9 Replies to “Absurdity and Pathos in Elementary-School Education”

  1. Seth, I’m a former teacher and current ed school student. When I read this blog, I always think of how exciting it would be to incorporate kind of self-experimentation into the secondary science or health classroom–and maybe some kind of group self experimentation. At the very least, you could have kids track what they eat and their moods afterward and try to determine the relationship. You’d somehow have to avoid encouraging kids to experiment with dangerous things, though. Any thoughts on this?

  2. That`s so sad. When I was in elementary school I was really good at reading so the teacher assigned me a report on rainbows to show for the class. I worked really hard on it and it gave me a lot of confidence to learn English.

    I was also in something called “expanded learning program” (ELP) throughout middle school that encouraged this kind of learning, but I always thought it should have been how they taught everyone. Instead it was criticized for being selective.

  3. Rob, it sounds too one-size-fits-all for me. I tried assigning self-experimentation to my intro psych students. I stopped after I decided too many of them were making up the data. I wasn’t delusional; a University of Pennsylvania student told me that no thesis gets written at Penn without at least some fraud.

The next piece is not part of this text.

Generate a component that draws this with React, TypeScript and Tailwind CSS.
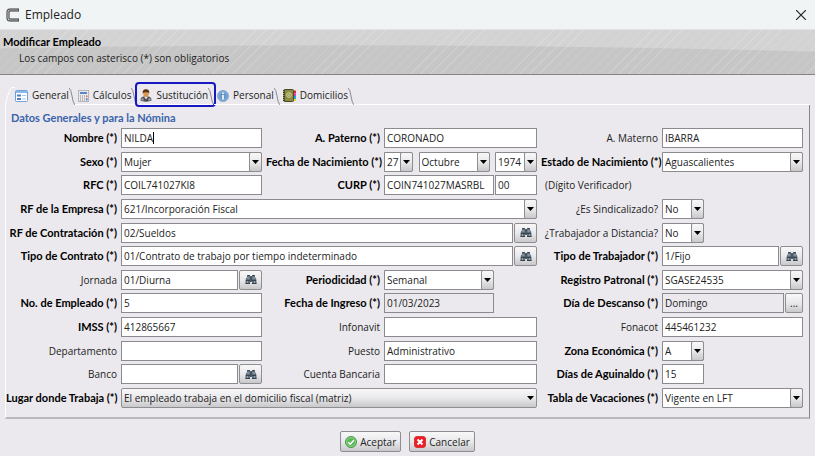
import type { ReactNode } from "react";
import { clsx } from "clsx";

const raised = "border border-[#8e8e90] rounded-xs bg-linear-to-b from-[#f8f8f9] via-[#e9e8ea] to-[#c9c8cb]";
const box = "h-5 w-full min-w-0 border border-[#8b8a8e] pl-[2px] text-[#222] outline-none";
const strong = "font-['Lato',sans-serif] text-[11px] font-bold";

type FieldProps = { id: string; value?: string; className?: string; readOnly?: boolean };

function TextBox({ id, value = "", className, readOnly }: FieldProps) {
  return (
    <input
      id={id}
      type="text"
      defaultValue={value}
      readOnly={readOnly}
      className={clsx(box, readOnly ? "bg-[#ebe9ed]" : "bg-white", className)}
    />
  );
}

function Combo({ id, value = "", className, flat, label }: FieldProps & { flat?: boolean; label?: string }) {
  return (
    <div className={clsx("relative h-5 min-w-0", className)}>
      <select
        id={id}
        aria-label={label}
        defaultValue={value}
        className={clsx(
          "h-5 w-full appearance-none pl-[2px] text-[#222] outline-none",
          flat ? raised : "border border-[#8b8a8e] bg-white rounded-r-xs",
        )}
      >
        <option>{value}</option>
      </select>
      <span
        className={clsx(
          "pointer-events-none absolute inset-y-0 right-0 flex w-[13px] items-center justify-center",
          !flat && raised,
        )}
      >
        <svg width="7" height="4" viewBox="0 0 7 4" className="shrink-0"><path d="M0 0h7L3.500 4z" fill="#000" /></svg>
      </span>
    </div>
  );
}

const Binoculars = () => (
  <svg width="12" height="11" viewBox="0 0 12 11">
    <path d="M2 1h3v1h2V1h3v2l1 1.500.5 2V10H7V8H5v2H.5V6.500l.5-2L2 3z" fill="#5f6e7b" />
    <path d="M2.500 1h2v1h-2zM7.500 1h2v1h-2z" fill="#3a444e" />
    <path d="M5.500 2.500h1V7.500h-1z" fill="#333c45" />
    <path d="M2 4h2.500M7.500 4H10" stroke="#a3b2bf" />
    <path d="M.5 9.500H5M7 9.500h4.500M1 6.500h4M7 6.500h4" stroke="#36414b" />
    <path d="M2.500 7v2M9.500 7v2" stroke="#93a2af" />
  </svg>
);

function Lookup({ id, value, children }: { id: string; value?: string; children?: ReactNode }) {
  return (
    <div className="flex w-full gap-px">
      <TextBox id={id} value={value} readOnly={!!children} />
      <button
        type="button"
        aria-label="Buscar"
        className={clsx(raised, "flex h-5 shrink-0 items-center justify-center", children ? "w-[18px]" : "w-[23px]")}
      >
        {children ?? <Binoculars />}
      </button>
    </div>
  );
}

function Label({ htmlFor, children, optional }: { htmlFor: string; children: ReactNode; optional?: boolean }) {
  return (
    <label htmlFor={htmlFor} className={clsx("text-right whitespace-nowrap", !optional && [strong, "text-black"])}>
      {children}
    </label>
  );
}

const FormIcon = () => (
  <svg width="13" height="12" viewBox="0 0 13 12">
    <rect x=".5" y=".5" width="12" height="11" rx="1" fill="#fff" stroke="#6f9fd8" />
    <path d="M1 1h11v2H1z" fill="#8db9ea" />
    <path d="M2 4.500h4v2H2zM2 8h4v2H2z" fill="#4f82c9" />
    <path d="M7 5.500h4M7 9h4" stroke="#a9c6ea" />
  </svg>
);

const CalcIcon = () => (
  <svg width="11" height="12" viewBox="0 0 11 12">
    <rect x=".5" y=".5" width="10" height="11" fill="#e9e9ea" stroke="#b5b5b8" />
    <path d="M2 2h7v2H2z" fill="#5c86c4" />
    <path d="M2 6h5M2 8h5M2 10h5" stroke="#8d8d92" strokeDasharray="1 1" />
    <path d="M8 5.500h1.500V7H8z" fill="#dd6a50" />
    <path d="M8 8h1.500v2.500H8z" fill="#5c86c4" />
  </svg>
);

const UserIcon = () => (
  <svg width="12" height="13" viewBox="0 0 12 13">
    <path d="M.5 11.500C.5 8 2.500 7.200 6 7.200s5.500.8 5.500 4.300c-2 1.500-9 1.500-11 0z" fill="#4b4d52" />
    <path d="M4 7.500h4L6 10.500z" fill="#e8e8e8" />
    <path d="M1 10.500l2-2 1 3H1zM11 10.500l-2-2-1 3h3z" fill="#9b9da1" />
    <ellipse cx="6" cy="4.700" rx="2.700" ry="3.200" fill="#d9974f" />
    <path d="M2.800 4.700C2.300 1.500 3.900.3 6 .3s3.700 1.200 3.200 4.400C8.500 3.300 7.500 3.500 6 3.300 4.500 3.500 3.500 3.300 2.800 4.700z" fill="#5a3213" />
  </svg>
);

const InfoIcon = () => (
  <svg width="12" height="12" viewBox="0 0 12 12">
    <circle cx="6" cy="6" r="5.500" fill="#6597c9" stroke="#86abd0" />
    <circle cx="6" cy="6" r="4.200" fill="none" stroke="#a9c8e6" strokeWidth=".6" />
    <path d="M5.200 2.500h1.600V4H5.200zM5.200 5h1.600v4.500H5.200z" fill="#fff" />
  </svg>
);

const BookIcon = () => (
  <svg width="13" height="13" viewBox="0 0 13 13">
    <path d="M10.500 1.500H13v3h-2.500z" fill="#e32832" />
    <path d="M10.500 4.500H13v2.500h-2.500z" fill="#d63fc2" />
    <path d="M10.500 7H13v3h-2.500z" fill="#27a6dc" />
    <path d="M10.500 10H13v2h-2.500z" fill="#f2d53b" />
    <rect x="1" y=".5" width="9.500" height="12" rx="1" fill="#8a8a45" stroke="#4b4a22" />
    <path d="M1 1v11" stroke="#3e3d22" strokeWidth="2" strokeDasharray="1 1" />
    <circle cx="6" cy="6" r="2.300" fill="none" stroke="#dcd793" />
    <circle cx="6" cy="6" r=".8" fill="#f0ebb5" />
  </svg>
);

const tabs = [
  { name: "General", icon: <FormIcon /> },
  { name: "Cálculos", icon: <CalcIcon /> },
  { name: "Sustitución", icon: <UserIcon />, marked: true },
  { name: "Personal", icon: <InfoIcon /> },
  { name: "Domicilios", icon: <BookIcon /> },
];

export default function App() {
  return (
    <div className="flex min-h-screen flex-col bg-[#ebe9ed] font-['Open_Sans','Noto_Sans',sans-serif] text-[10px] leading-4 text-[#222]">
      {/* Title bar */}
      <header className="flex h-[29px] items-center justify-between bg-[#f0f4f5] pr-2 pl-1.5">
        <div className="flex items-center gap-[5px]">
          <svg width="14" height="16" viewBox="0 0 14 16">
            <path d="M13 3H4Q2 3 2 5v6q0 2 2 2h9" fill="none" stroke="#333" strokeWidth="3" />
            <path d="M12.500 3H4Q2 3 2 5v6q0 2 2 2h8.500" fill="none" stroke="#c4c4c4" strokeWidth="1.200" />
          </svg>
          <span className="text-[12px]">Empleado</span>
        </div>
        <button type="button" aria-label="Cerrar" className="p-px">
          <svg width="10" height="10" viewBox="0 0 10 10"><path d="M0 0l10 10M10 0L0 10" stroke="#222" strokeWidth="1.200" /></svg>
        </button>
      </header>

      {/* Banner */}
      <section className="relative border-t border-b border-t-[#e2e2e3] border-b-[#858585] bg-[#d3d3d3] pt-1 pb-2">
        <svg className="absolute inset-0 h-full w-full" viewBox="0 0 815 45" preserveAspectRatio="none">
          <path d="M0 19Q400 11 815 22V45H0z" fill="#c6c6c6" />
        </svg>
        <div className="absolute inset-0 bg-[repeating-linear-gradient(135deg,transparent_0px,transparent_6px,#ffffff24_6px,#ffffff24_7px)]" />
        <h1 className={clsx(strong, "relative pl-[3px] text-black")}>Modificar Empleado</h1>
        <p className="relative pl-[19px]">Los campos con asterisco (*) son obligatorios</p>
      </section>

      {/* Tabs */}
      <nav role="tablist" className="mt-3 flex h-[18px] pl-[5px]">
        {tabs.map((tab, i) => (
          <button
            key={tab.name}
            type="button"
            role="tab"
            aria-selected={i === 0}
            className={clsx("relative flex items-center gap-1 whitespace-nowrap", i === 0 ? "pl-[10px]" : "border-b border-white pl-[3px]")}
          >
            {i === 0 && (
              <svg className="absolute top-0 left-0" width="10" height="18" viewBox="0 0 10 18">
                <path d="M.5 18Q4 1 7 .5h3" fill="none" stroke="#fff" />
              </svg>
            )}
            {tab.icon}
            <span className="flex">
              {tab.name}
              <svg width="6" height="18" viewBox="0 0 6 18"><path d="M0 1Q2 2 3 9t3 9" fill="none" stroke="#89888c" /></svg>
            </span>
            {tab.marked && <span className="absolute -inset-x-[2px] -top-[5px] -bottom-[3px] rounded-sm border-2 border-[#1717c4]" />}
          </button>
        ))}
        <span className="mr-[5px] flex-1 border-b border-white" />
      </nav>

      {/* General data */}
      <main className="mx-[5px] flex flex-1 flex-col border-r border-b-2 border-l border-r-[#858585] border-b-[#b9b8bc] border-l-white pt-[5px] pr-[6px] pb-[9px]">
        <h2 className={clsx(strong, "pl-[5px] text-[#3963ab]")}>Datos Generales y para la Nómina</h2>
        <form className="mt-[2px] grid flex-1 grid-cols-[111px_141fr_114px_153fr_117px_141fr] content-between items-center gap-x-1">
          <Label htmlFor="nombre">Nombre (*)</Label>
          <div className="relative">
            <TextBox id="nombre" value="NILDA" />
            <span className="absolute top-[4px] left-[32px] h-3 w-px bg-black" />
          </div>
          <Label htmlFor="paterno">A. Paterno (*)</Label>
          <TextBox id="paterno" value="CORONADO" />
          <Label htmlFor="materno" optional>A. Materno</Label>
          <TextBox id="materno" value="IBARRA" />

          <Label htmlFor="sexo">Sexo (*)</Label>
          <Combo id="sexo" value="Mujer" />
          <Label htmlFor="dia">Fecha de Nacimiento (*)</Label>
          <div className="flex justify-between">
            <Combo id="dia" value="27" className="w-[29px]" />
            <Combo id="mes" label="Mes" value="Octubre" className="w-[71px]" />
            <Combo id="anio" label="Año" value="1974" className="w-[42px]" />
          </div>
          <Label htmlFor="estado">Estado de Nacimiento (*)</Label>
          <Combo id="estado" value="Aguascalientes" />

          <Label htmlFor="rfc">RFC (*)</Label>
          <TextBox id="rfc" value="COIL741027KI8" />
          <Label htmlFor="curp">CURP (*)</Label>
          <div className="flex gap-px">
            <TextBox id="curp" value="COIN741027MASRBL" />
            <TextBox id="digito" value="00" className="max-w-[42px]" />
          </div>
          <label htmlFor="digito" className="col-span-2 pl-1">(Dígito Verificador)</label>

          <Label htmlFor="empresa">RF de la Empresa (*)</Label>
          <Combo id="empresa" value="621/Incorporación Fiscal" className="col-span-3" />
          <Label htmlFor="sindicalizado" optional>¿Es Sindicalizado?</Label>
          <Combo id="sindicalizado" value="No" className="w-[42px]" />

          <Label htmlFor="contratacion">RF de Contratación (*)</Label>
          <div className="col-span-3"><Lookup id="contratacion" value="02/Sueldos" /></div>
          <Label htmlFor="distancia" optional>¿Trabajador a Distancia?</Label>
          <Combo id="distancia" value="No" className="w-[42px]" />

          <Label htmlFor="contrato">Tipo de Contrato (*)</Label>
          <div className="col-span-3"><Lookup id="contrato" value="01/Contrato de trabajo por tiempo indeterminado" /></div>
          <Label htmlFor="trabajador">Tipo de Trabajador (*)</Label>
          <Lookup id="trabajador" value="1/Fijo" />

          <Label htmlFor="jornada" optional>Jornada</Label>
          <Lookup id="jornada" value="01/Diurna" />
          <Label htmlFor="periodicidad">Periodicidad (*)</Label>
          <Combo id="periodicidad" value="Semanal" className="w-[110px]" />
          <Label htmlFor="registro">Registro Patronal (*)</Label>
          <Combo id="registro" value="SGASE24535" />

          <Label htmlFor="numero">No. de Empleado (*)</Label>
          <TextBox id="numero" value="5" />
          <Label htmlFor="ingreso">Fecha de Ingreso (*)</Label>
          <TextBox id="ingreso" value="01/03/2023" readOnly className="max-w-[110px]" />
          <Label htmlFor="descanso">Día de Descanso (*)</Label>
          <Lookup id="descanso" value="Domingo">...</Lookup>

          <Label htmlFor="imss">IMSS (*)</Label>
          <TextBox id="imss" value="412865667" />
          <Label htmlFor="infonavit" optional>Infonavit</Label>
          <TextBox id="infonavit" />
          <Label htmlFor="fonacot" optional>Fonacot</Label>
          <TextBox id="fonacot" value="445461232" />

          <Label htmlFor="departamento" optional>Departamento</Label>
          <TextBox id="departamento" />
          <Label htmlFor="puesto" optional>Puesto</Label>
          <TextBox id="puesto" value="Administrativo" />
          <Label htmlFor="zona">Zona Económica (*)</Label>
          <Combo id="zona" value="A" className="w-[42px]" />

          <Label htmlFor="banco" optional>Banco</Label>
          <Lookup id="banco" />
          <Label htmlFor="cuenta" optional>Cuenta Bancaria</Label>
          <TextBox id="cuenta" />
          <Label htmlFor="aguinaldo">Días de Aguinaldo (*)</Label>
          <TextBox id="aguinaldo" value="15" className="max-w-[42px]" />

          <Label htmlFor="lugar">Lugar donde Trabaja (*)</Label>
          <Combo id="lugar" flat value="El empleado trabaja en el domicilio fiscal (matriz)" className="col-span-3" />
          <Label htmlFor="vacaciones">Tabla de Vacaciones (*)</Label>
          <Combo id="vacaciones" value="Vigente en LFT" />
        </form>
      </main>

      {/* Actions */}
      <footer className="flex justify-center gap-2 pt-3 pb-1">
        <button type="button" className={clsx(raised, "flex h-[21px] items-center gap-[3px] px-[4px]")}>
          <svg width="12" height="12" viewBox="0 0 12 12">
            <circle cx="6" cy="6" r="5.500" fill="#5cb85a" stroke="#439a45" />
            <circle cx="6" cy="6" r="4.500" fill="none" stroke="#a9dba4" strokeWidth=".7" />
            <path d="M3.300 6.200l2 2 3.500-4" fill="none" stroke="#fff" strokeWidth="1.600" />
          </svg>
          Aceptar
        </button>
        <button type="button" className={clsx(raised, "flex h-[21px] items-center gap-[3px] px-[4px]")}>
          <svg width="12" height="12" viewBox="0 0 12 12">
            <rect x=".5" y=".5" width="11" height="11" rx="2.500" fill="#ee1c25" stroke="#d8343a" />
            <path d="M3.500 3.500l5 5M8.500 3.500l-5 5" stroke="#fff" strokeWidth="2" />
          </svg>
          Cancelar
        </button>
      </footer>
    </div>
  );
}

    I think you can talk about self-experimentation and you can allow it. I’d never force anyone to do it.

  4. Depressing indeed, but I don’t doubt it. When I was in elementary school, I read the whole “Reader” in one day and spent the weekend doing the homework in the associated booklet so I would never have to look at it again. I got in trouble for not following instructions and the teacher took away my booklet and gave me a new one so I would have to do it with the other students. I also have memories of frequently getting in trouble for reading “real books” during lessons- and yes, I began hiding them in the text book as well.

  5. Let me just post one positive thought about SF Public schools. I have two kids right now in the SF Public school – and one more to come – and I do think every school and every teacher is different. While I do not doubt some of the realities that you bring up, we have NOT had this experience nor have any of our many friends in public school here in the city. I also don’t think this kind of rigidity is only present in the Public school. As we went through our “middle class progressive angst” when choosing a school for our kids, we looked at MANY private schools. Some where great, creative, etc while others were far more rigid and elitist that ANY public school could or should ever be. When it got right down to it, we choose public because we felt our kids worldview would have the greatest chance at expanding in this setting. Not for every family OR teacher, but has been great for us and our kids.

  6. This is terrible if true. And this is important enough to be worth checking — can others verify these claims? If true, they should be relatively easy to verify.

  7. Reyes-Chow, this teacher taught at a low-income school, where she said these problems were greater than at high-income schools where the students tended to have fewer problems learning to read.

    Robin, the teacher offered to send me some links backing up what she said. I will find out if the offer is still good.

  8. Well here are few links to get you started.

    Reading First

    Star Test

    CA standards (notice how kindergarteners need to know how to read…)

    The *only* two approved reading curriculums in CA are…
    Houghton Mifflin
    Open Court

    I am a total proponent of public school, I just believe that No child left behind (which is being abandoned in Houston where all these “reforms” began) has purposfully been destroying public school curiculum.

    This is a great article but the real problem is…
    “NCLB’s obsessive focus on raising test scores will mean an increasing emphasis on test preparation, undermining the higher order thinking skills all students need to succeed in work and life?

    The reason your public school is probably so nice is that it is not a star or reading first school that trades funding for curriculum constriction. Schools that have the majority or more of kids receiving free or reduced lunch (don’t start me on the crap they serve the kids daily) are eligible for these programs that cramp teachers, especially good teachers’ style.

    I adore the teachings of Dr. Mel Levine

  9. For a UK perspective check out my post relating the achievement of West Dunbartonshire in Scotland, which is about to eradicate childhood illiteracy after a 10-year project adopting a whole community approach, according to a report in the Guardian last week.

    There is also a link to a very comprehensive study of research into dyslexia and reading difficulties and its implications for the teaching of reading to both adults and children.